Pyramid amp? Check.
Gold-anodized valve covers? Check and check.
Acid-washed jeans? Double that check.
Mullet neatly combed? Check.
King Kobra blasting through those Jensen 6×9’s? Need you ask?
Let’s head back to 1990.
There we were, digging through boxes of memorabilia and assorted keepsakes and whatnot (read as “cleaning up the back room in the Studio again”), and the kid stumbles across a number of goodies that sparked some serious synapse activity.

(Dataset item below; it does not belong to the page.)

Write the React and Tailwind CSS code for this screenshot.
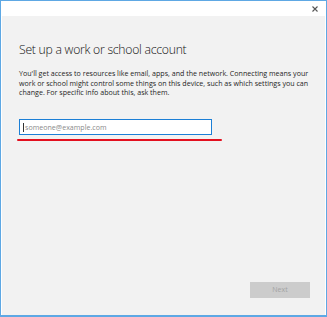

There’s some serious goodies in the boxes (amongst the crap I’ve tossed out, and useful stuff he’s donated), and many will hit the auction block soon… And a few will be made available to collectors, or those seeking to start a museum, finish a collection of their own, or even annoy your own wife by bringing home more stuff… whatever.

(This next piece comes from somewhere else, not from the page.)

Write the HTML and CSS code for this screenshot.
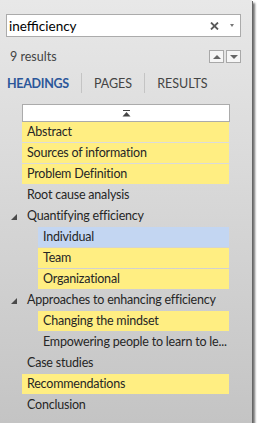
FILE: index.html
```html
<!DOCTYPE html>
<html lang="en">
<head>
    <meta charset="UTF-8">
    <meta name="viewport" content="width=device-width, initial-scale=1.0">
    <title>Navigation</title>
    <link rel="stylesheet" href="styles.css">
</head>
<body>

    <!-- Navigation pane -->
    <div class="pane">

        <!-- Search box -->
        <div class="search">
            <span class="search-text">inefficiency</span>
            <svg class="search-clear" width="9" height="8" viewBox="0 0 9 8">
                <path d="M1 0.5 L8 7.5 M8 0.5 L1 7.5" stroke="#5a5a5a" stroke-width="1.8"/>
            </svg>
            <span class="search-drop"></span>
        </div>

        <!-- Result count + prev/next -->
        <div class="result-bar">
            <span class="result-count">9 results</span>
            <div class="nav-btns">
                <button class="nav-btn"><span class="tri-up"></span></button>
                <button class="nav-btn"><span class="tri-down"></span></button>
            </div>
        </div>

        <!-- Tabs -->
        <div class="tabs">
            <span class="tab active">HEADINGS</span>
            <span class="tab-sep"></span>
            <span class="tab">PAGES</span>
            <span class="tab-sep"></span>
            <span class="tab">RESULTS</span>
        </div>

        <!-- Headings tree -->
        <div class="tree">
            <div class="to-top">
                <svg width="9" height="7" viewBox="0 0 9 7">
                    <rect x="1" y="0" width="7" height="1" fill="#444"/>
                    <polygon points="4.5,2 8.5,6.5 0.5,6.5" fill="#444"/>
                </svg>
            </div>

            <div class="row hit">Abstract</div>
            <div class="row hit">Sources of information</div>
            <div class="row hit">Problem Definition</div>
            <div class="row">Root cause analysis</div>
            <div class="row parent"><span class="expander"></span>Quantifying efficiency</div>
            <div class="row sub current">Individual</div>
            <div class="row sub hit">Team</div>
            <div class="row sub hit">Organizational</div>
            <div class="row parent"><span class="expander"></span>Approaches to enhancing efficiency</div>
            <div class="row sub hit">Changing the mindset</div>
            <div class="row sub">Empowering people to learn to le...</div>
            <div class="row">Case studies</div>
            <div class="row hit">Recommendations</div>
            <div class="row">Conclusion</div>
        </div>

    </div>

</body>
</html>
```

FILE: styles.css
```css
body {
    margin: 0;
    background: #ffffff;
    font-family: "Segoe UI", Lato, "Noto Sans", sans-serif;
    color: #262626;
}

/* Pane with drop shadow */
.pane {
    width: 252px;
    height: 423px;
    background: linear-gradient(#e8e8e8, #c4c4c4);
    box-shadow: 1px 1px 0 #666, 3px 3px 2px rgba(0, 0, 0, 0.55);
    box-sizing: border-box;
    padding-top: 14px;
}

/* Search box */
.search {
    margin-left: 6px;
    width: 235px;
    height: 23px;
    box-sizing: border-box;
    border: 1px solid #ababab;
    background: #fff;
    display: flex;
    align-items: center;
    padding: 0 6px 0 2px;
}

.search-text {
    flex: 1;
    font-size: 13.5px;
    color: #000;
}

.search-clear {
    margin-right: 11px;
}

.search-drop {
    width: 0;
    height: 0;
    border-left: 2.5px solid transparent;
    border-right: 2.5px solid transparent;
    border-top: 3px solid #777;
}

/* Result count row */
.result-bar {
    display: flex;
    align-items: center;
    justify-content: space-between;
    margin: 13px 0 0 10px;
    width: 231px;
    height: 13px;
}

.result-count {
    font-size: 12.5px;
    color: #444;
}

.nav-btns {
    display: flex;
    gap: 2px;
}

.nav-btn {
    width: 15px;
    height: 13px;
    padding: 0;
    border: 1px solid #a8a8a8;
    background: #f6f6f6;
    display: flex;
    align-items: center;
    justify-content: center;
}

.tri-up,
.tri-down {
    width: 0;
    height: 0;
    border-left: 4px solid transparent;
    border-right: 4px solid transparent;
}

.tri-up {
    border-bottom: 4px solid #666;
}

.tri-down {
    border-top: 4px solid #666;
}

/* Tabs */
.tabs {
    display: flex;
    align-items: center;
    margin: 10px 0 0 7px;
    height: 20px;
}

.tab {
    font-size: 12.5px;
    color: #444;
}

.tab.active {
    color: #2b579a;
    font-weight: bold;
    letter-spacing: -0.3px;
}

.tab-sep {
    width: 1px;
    height: 20px;
    background: #c4c4c4;
    margin: 0 12px;
}

/* Headings tree */
.tree {
    margin-top: 11px;
    display: flex;
    flex-direction: column;
    gap: 1px;
}

.to-top {
    margin-left: 22px;
    width: 208px;
    height: 18px;
    box-sizing: border-box;
    border: 1px solid #ababab;
    background: #fff;
    display: flex;
    align-items: center;
    justify-content: center;
    margin-bottom: -1px;
}

.row {
    position: relative;
    margin-left: 22px;
    width: 207px;
    height: 20px;
    box-sizing: border-box;
    padding-left: 5px;
    font-size: 12.5px;
    letter-spacing: -0.2px;
    line-height: 20px;
    white-space: nowrap;
    overflow: hidden;
    text-overflow: ellipsis;
}

.row.sub {
    margin-left: 38px;
    width: 191px;
}

.row.hit {
    background: #ffee82;
}

.row.current {
    background: #c3d6f2;
}

.row.parent {
    overflow: visible;
}

/* small expanded-state triangle to the left of the row */
.expander {
    position: absolute;
    left: -11px;
    top: 8px;
    width: 0;
    height: 0;
    border-left: 6px solid transparent;
    border-bottom: 6px solid #4a4a4a;
}
```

That said, check out this nifty bunch o’ stuff from the old Street Machine Nationals East days:
What’s really cool here is the all-over print Beretta tee. It’s damned-near mint (the logo on the chest is showing some age, but still, it’s unreal), and is just a killer tee in its own right. There are wrist bands, a vehicle pass from the ’89 edition, a gate ticket, and a complimentary pass, too. I kept a lot of stuff.
The tie-dye looking shirts have more wear (in sales lingo, that would be “genuine vintage” look, not some crappy filter), and are Large in size. I had, honestly, thought these were long gone.
There’s also a dash plaque from ’93 (with a matching lapel pin)…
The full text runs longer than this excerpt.